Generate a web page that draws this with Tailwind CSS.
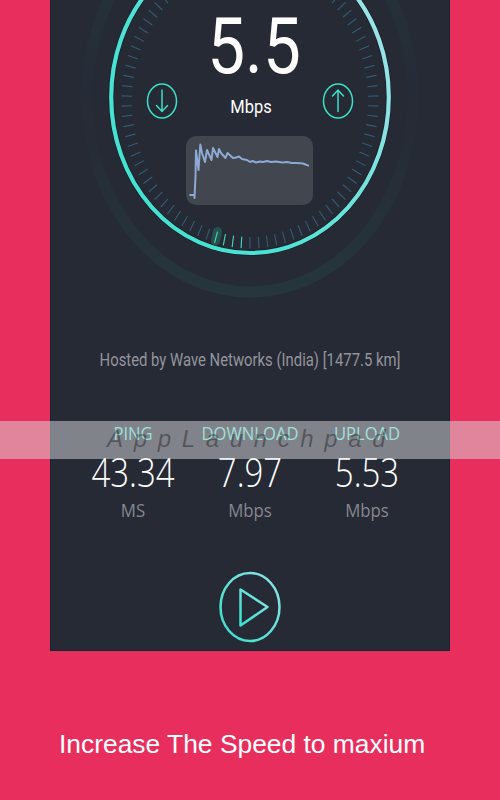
<!DOCTYPE html>
<html lang="en">
<head>
    <meta charset="UTF-8">
    <meta name="viewport" content="width=device-width, initial-scale=1.0">
    <title>Speed Test</title>
    <script src="https://cdn.jsdelivr.net/npm/@tailwindcss/browser@4"></script>
</head>
<body class="bg-[#e82e5c]">
    <div class="relative w-[500px] h-[800px] overflow-hidden bg-[#e82e5c]">

        <main class="relative mx-auto w-[400px] h-[651px] overflow-hidden bg-[#262a35] border-x border-b border-[#112532] flex flex-col items-center font-['Roboto',sans-serif]">
            <!-- gauge -->
            <svg class="absolute -left-px top-0" width="400" height="320" viewBox="50 0 400 320" fill="none">
                <defs>
                    <linearGradient id="ring" x1="0" y1="1" x2="1" y2="0.3">
                        <stop offset="0" stop-color="#3fe2d0"/>
                        <stop offset="0.4" stop-color="#4ce2d3"/>
                        <stop offset="1" stop-color="#9be3e6"/>
                    </linearGradient>
                    <linearGradient id="halo" gradientUnits="userSpaceOnUse" x1="0" y1="0" x2="0" y2="298">
                        <stop offset="0" stop-color="#263038"/>
                        <stop offset="0.25" stop-color="#262c37"/>
                        <stop offset="0.45" stop-color="#262b36"/>
                        <stop offset="1" stop-color="#26363d"/>
                    </linearGradient>
                </defs>
                <ellipse cx="250" cy="97" rx="163" ry="195" stroke="url(#halo)" stroke-width="11"/>
                <ellipse cx="250" cy="97" rx="138.8" ry="156" stroke="#191d28" stroke-width="5.600"/>
                <ellipse cx="250" cy="97" rx="138.8" ry="156" stroke="url(#ring)" stroke-width="4.200"/>
                <path d="M217.500 231.500L215.500 241" stroke="#26514f" stroke-width="9" stroke-linecap="round"/>
                <g id="ticks" stroke="#325b78" stroke-width="1.100"></g>
            </svg>

            <div class="relative h-[92px] w-full text-center text-white text-[67.500px] leading-[92px] scale-y-[1.16] left-[4px]">5.5</div>
            <div class="relative h-[30px] w-full flex justify-between items-center px-24">
                <svg class="mt-[-12px] -ml-px" width="32" height="37" viewBox="0 0 32 37" fill="none" stroke="#3be0c8" stroke-width="1.5" stroke-linecap="round">
                    <ellipse cx="16" cy="18" rx="14.500" ry="17"/>
                    <path d="M16 7V28.500M10.500 22.500L16 28.500L21.500 22.500"/>
                </svg>
                <span class="relative left-px text-white text-[16.500px] scale-y-[1.16]">Mbps</span>
                <svg class="mt-[-12px] -mr-px" width="32" height="37" viewBox="0 0 32 37" fill="none" stroke="#3be0c8" stroke-width="1.5" stroke-linecap="round">
                    <ellipse cx="16" cy="18" rx="14.500" ry="17"/>
                    <path d="M16 28.500V7M10.500 13L16 7L21.500 13"/>
                </svg>
            </div>
            <div class="relative mt-[14px] -ml-px w-[127px] h-[69px] shrink-0 rounded-[10px] bg-[#42464e]">
                <svg width="127" height="69" viewBox="0 0 127 69" fill="none">
                    <path d="M4.500 59H8.500V62L9.500 40L10 14.500L12.500 34L14.300 8.500L16 17L19 26L21 14L25.500 24L27 12L31.500 21L33 13L35 17L39.500 22L41.500 17L47 22L50 21.500L53 20.500L56 23L61 24L64 26L67 25L70 26.500L74 25.500L77 26L81 25L85 26L90 25.500L96 26.500L101 26L106 27L111 27L117 27.500L122 29.500" stroke="#8da9d4" stroke-width="2" stroke-linejoin="round" stroke-linecap="square"/>
                </svg>
            </div>

            <div class="mt-[145px] h-[20px] leading-[20px] text-[14.850px] text-[#93959c] whitespace-nowrap scale-y-[1.2]">Hosted by Wave Networks (India) [1477.5 km]</div>

            <!-- results -->
            <div class="mt-[50px] grid grid-cols-3 w-[351px] text-center font-['Open_Sans','Noto_Sans',sans-serif]">
                <div>
                    <div class="h-[26px] leading-[26px] text-[16.600px] text-[#5fe8d4] scale-y-[1.12]">PING</div>
                    <div class="h-[52px] leading-[52px] text-[33px] font-light text-white scale-y-[1.22]">43.34</div>
                    <div class="h-[24px] leading-[24px] text-[16.800px] text-[#85878e] scale-y-[1.1]">MS</div>
                </div>
                <div>
                    <div class="h-[26px] leading-[26px] text-[16.600px] text-[#5fe8d4] scale-y-[1.12]">DOWNLOAD</div>
                    <div class="h-[52px] leading-[52px] text-[33px] font-light text-white scale-y-[1.22]">7.97</div>
                    <div class="h-[24px] leading-[24px] text-[16.800px] text-[#85878e] scale-y-[1.1]">Mbps</div>
                </div>
                <div>
                    <div class="h-[26px] leading-[26px] text-[16.600px] text-[#5fe8d4] scale-y-[1.12]">UPLOAD</div>
                    <div class="h-[52px] leading-[52px] text-[33px] font-light text-white scale-y-[1.22]">5.53</div>
                    <div class="h-[24px] leading-[24px] text-[16.800px] text-[#85878e] scale-y-[1.1]">Mbps</div>
                </div>
            </div>

            <svg class="mt-[49px] shrink-0" width="62" height="72" viewBox="0 0 62 72" fill="none">
                <defs>
                    <linearGradient id="play" x1="0" y1="1" x2="1" y2="0">
                        <stop offset="0.1" stop-color="#3fe2cf"/>
                        <stop offset="1" stop-color="#8fe2e4"/>
                    </linearGradient>
                </defs>
                <ellipse cx="31" cy="36" rx="29.500" ry="34" stroke="url(#play)" stroke-width="2.500"/>
                <path d="M21.500 18.500V54.500L48.500 36Z" stroke="url(#play)" stroke-width="2.500" stroke-linejoin="round"/>
            </svg>
        </main>

        <p class="mt-[77px] ml-[59px] text-white text-[26.400px] leading-[32px] whitespace-nowrap font-['Liberation_Sans',sans-serif]">Increase The Speed to maxium</p>

        <!-- watermark strip -->
        <div class="absolute inset-x-0 top-[421px] h-[38px] bg-[#d9dadc]/51 pl-[107px] leading-[36px] text-[24px] italic tracking-[10.650px] text-black/35 whitespace-nowrap font-['Liberation_Sans',sans-serif]">AppLaunchpad</div>
    </div>

    <script>
        // one tick every 4 degrees, starting at the bottom; the first ones are lit
        const ticks = document.getElementById('ticks');
        for (let i = 0; i < 90; i++) {
            const a = i * 4 * Math.PI / 180;
            const line = document.createElementNS('http://www.w3.org/2000/svg', 'line');
            line.setAttribute('x1', 250 - 118 * Math.sin(a));
            line.setAttribute('y1', 101 + 136 * Math.cos(a));
            line.setAttribute('x2', 250 - 128.5 * Math.sin(a));
            line.setAttribute('y2', 101 + 147.5 * Math.cos(a));
            if (i > 0 && i < 5) line.setAttribute('stroke', '#46d8c4');
            ticks.appendChild(line);
        }
    </script>
</body>
</html>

####################

# OBJECTIVE
Using the data above, print every line exactly, omitting pictures.

# RESULT FOR THIS EXERCISE
Generate a web page that draws this with Tailwind CSS.
<!DOCTYPE html>
<html lang="en">
<head>
    <meta charset="UTF-8">
    <meta name="viewport" content="width=device-width, initial-scale=1.0">
    <title>Speed Test</title>
    <script src="https://cdn.jsdelivr.net/npm/@tailwindcss/browser@4"></script>
</head>
<body class="bg-[#e82e5c]">
    <div class="relative w-[500px] h-[800px] overflow-hidden bg-[#e82e5c]">

        <main class="relative mx-auto w-[400px] h-[651px] overflow-hidden bg-[#262a35] border-x border-b border-[#112532] flex flex-col items-center font-['Roboto',sans-serif]">
            <!-- gauge -->
            <svg class="absolute -left-px top-0" width="400" height="320" viewBox="50 0 400 320" fill="none">
                <defs>
                    <linearGradient id="ring" x1="0" y1="1" x2="1" y2="0.3">
                        <stop offset="0" stop-color="#3fe2d0"/>
                        <stop offset="0.4" stop-color="#4ce2d3"/>
                        <stop offset="1" stop-color="#9be3e6"/>
                    </linearGradient>
                    <linearGradient id="halo" gradientUnits="userSpaceOnUse" x1="0" y1="0" x2="0" y2="298">
                        <stop offset="0" stop-color="#263038"/>
                        <stop offset="0.25" stop-color="#262c37"/>
                        <stop offset="0.45" stop-color="#262b36"/>
                        <stop offset="1" stop-color="#26363d"/>
                    </linearGradient>
                </defs>
                <ellipse cx="250" cy="97" rx="163" ry="195" stroke="url(#halo)" stroke-width="11"/>
                <ellipse cx="250" cy="97" rx="138.8" ry="156" stroke="#191d28" stroke-width="5.600"/>
                <ellipse cx="250" cy="97" rx="138.8" ry="156" stroke="url(#ring)" stroke-width="4.200"/>
                <path d="M217.500 231.500L215.500 241" stroke="#26514f" stroke-width="9" stroke-linecap="round"/>
                <g id="ticks" stroke="#325b78" stroke-width="1.100"></g>
            </svg>

            <div class="relative h-[92px] w-full text-center text-white text-[67.500px] leading-[92px] scale-y-[1.16] left-[4px]">5.5</div>
            <div class="relative h-[30px] w-full flex justify-between items-center px-24">
                <svg class="mt-[-12px] -ml-px" width="32" height="37" viewBox="0 0 32 37" fill="none" stroke="#3be0c8" stroke-width="1.5" stroke-linecap="round">
                    <ellipse cx="16" cy="18" rx="14.500" ry="17"/>
                    <path d="M16 7V28.500M10.500 22.500L16 28.500L21.500 22.500"/>
                </svg>
                <span class="relative left-px text-white text-[16.500px] scale-y-[1.16]">Mbps</span>
                <svg class="mt-[-12px] -mr-px" width="32" height="37" viewBox="0 0 32 37" fill="none" stroke="#3be0c8" stroke-width="1.5" stroke-linecap="round">
                    <ellipse cx="16" cy="18" rx="14.500" ry="17"/>
                    <path d="M16 28.500V7M10.500 13L16 7L21.500 13"/>
                </svg>
            </div>
            <div class="relative mt-[14px] -ml-px w-[127px] h-[69px] shrink-0 rounded-[10px] bg-[#42464e]">
                <svg width="127" height="69" viewBox="0 0 127 69" fill="none">
                    <path d="M4.500 59H8.500V62L9.500 40L10 14.500L12.500 34L14.300 8.500L16 17L19 26L21 14L25.500 24L27 12L31.500 21L33 13L35 17L39.500 22L41.500 17L47 22L50 21.500L53 20.500L56 23L61 24L64 26L67 25L70 26.500L74 25.500L77 26L81 25L85 26L90 25.500L96 26.500L101 26L106 27L111 27L117 27.500L122 29.500" stroke="#8da9d4" stroke-width="2" stroke-linejoin="round" stroke-linecap="square"/>
                </svg>
            </div>

            <div class="mt-[145px] h-[20px] leading-[20px] text-[14.850px] text-[#93959c] whitespace-nowrap scale-y-[1.2]">Hosted by Wave Networks (India) [1477.5 km]</div>

            <!-- results -->
            <div class="mt-[50px] grid grid-cols-3 w-[351px] text-center font-['Open_Sans','Noto_Sans',sans-serif]">
                <div>
                    <div class="h-[26px] leading-[26px] text-[16.600px] text-[#5fe8d4] scale-y-[1.12]">PING</div>
                    <div class="h-[52px] leading-[52px] text-[33px] font-light text-white scale-y-[1.22]">43.34</div>
                    <div class="h-[24px] leading-[24px] text-[16.800px] text-[#85878e] scale-y-[1.1]">MS</div>
                </div>
                <div>
                    <div class="h-[26px] leading-[26px] text-[16.600px] text-[#5fe8d4] scale-y-[1.12]">DOWNLOAD</div>
                    <div class="h-[52px] leading-[52px] text-[33px] font-light text-white scale-y-[1.22]">7.97</div>
                    <div class="h-[24px] leading-[24px] text-[16.800px] text-[#85878e] scale-y-[1.1]">Mbps</div>
                </div>
                <div>
                    <div class="h-[26px] leading-[26px] text-[16.600px] text-[#5fe8d4] scale-y-[1.12]">UPLOAD</div>
                    <div class="h-[52px] leading-[52px] text-[33px] font-light text-white scale-y-[1.22]">5.53</div>
                    <div class="h-[24px] leading-[24px] text-[16.800px] text-[#85878e] scale-y-[1.1]">Mbps</div>
                </div>
            </div>

            <svg class="mt-[49px] shrink-0" width="62" height="72" viewBox="0 0 62 72" fill="none">
                <defs>
                    <linearGradient id="play" x1="0" y1="1" x2="1" y2="0">
                        <stop offset="0.1" stop-color="#3fe2cf"/>
                        <stop offset="1" stop-color="#8fe2e4"/>
                    </linearGradient>
                </defs>
                <ellipse cx="31" cy="36" rx="29.500" ry="34" stroke="url(#play)" stroke-width="2.500"/>
                <path d="M21.500 18.500V54.500L48.500 36Z" stroke="url(#play)" stroke-width="2.500" stroke-linejoin="round"/>
            </svg>
        </main>

        <p class="mt-[77px] ml-[59px] text-white text-[26.400px] leading-[32px] whitespace-nowrap font-['Liberation_Sans',sans-serif]">Increase The Speed to maxium</p>

        <!-- watermark strip -->
        <div class="absolute inset-x-0 top-[421px] h-[38px] bg-[#d9dadc]/51 pl-[107px] leading-[36px] text-[24px] italic tracking-[10.650px] text-black/35 whitespace-nowrap font-['Liberation_Sans',sans-serif]">AppLaunchpad</div>
    </div>

    <script>
        // one tick every 4 degrees, starting at the bottom; the first ones are lit
        const ticks = document.getElementById('ticks');
        for (let i = 0; i < 90; i++) {
            const a = i * 4 * Math.PI / 180;
            const line = document.createElementNS('http://www.w3.org/2000/svg', 'line');
            line.setAttribute('x1', 250 - 118 * Math.sin(a));
            line.setAttribute('y1', 101 + 136 * Math.cos(a));
            line.setAttribute('x2', 250 - 128.5 * Math.sin(a));
            line.setAttribute('y2', 101 + 147.5 * Math.cos(a));
            if (i > 0 && i < 5) line.setAttribute('stroke', '#46d8c4');
            ticks.appendChild(line);
        }
    </script>
</body>
</html>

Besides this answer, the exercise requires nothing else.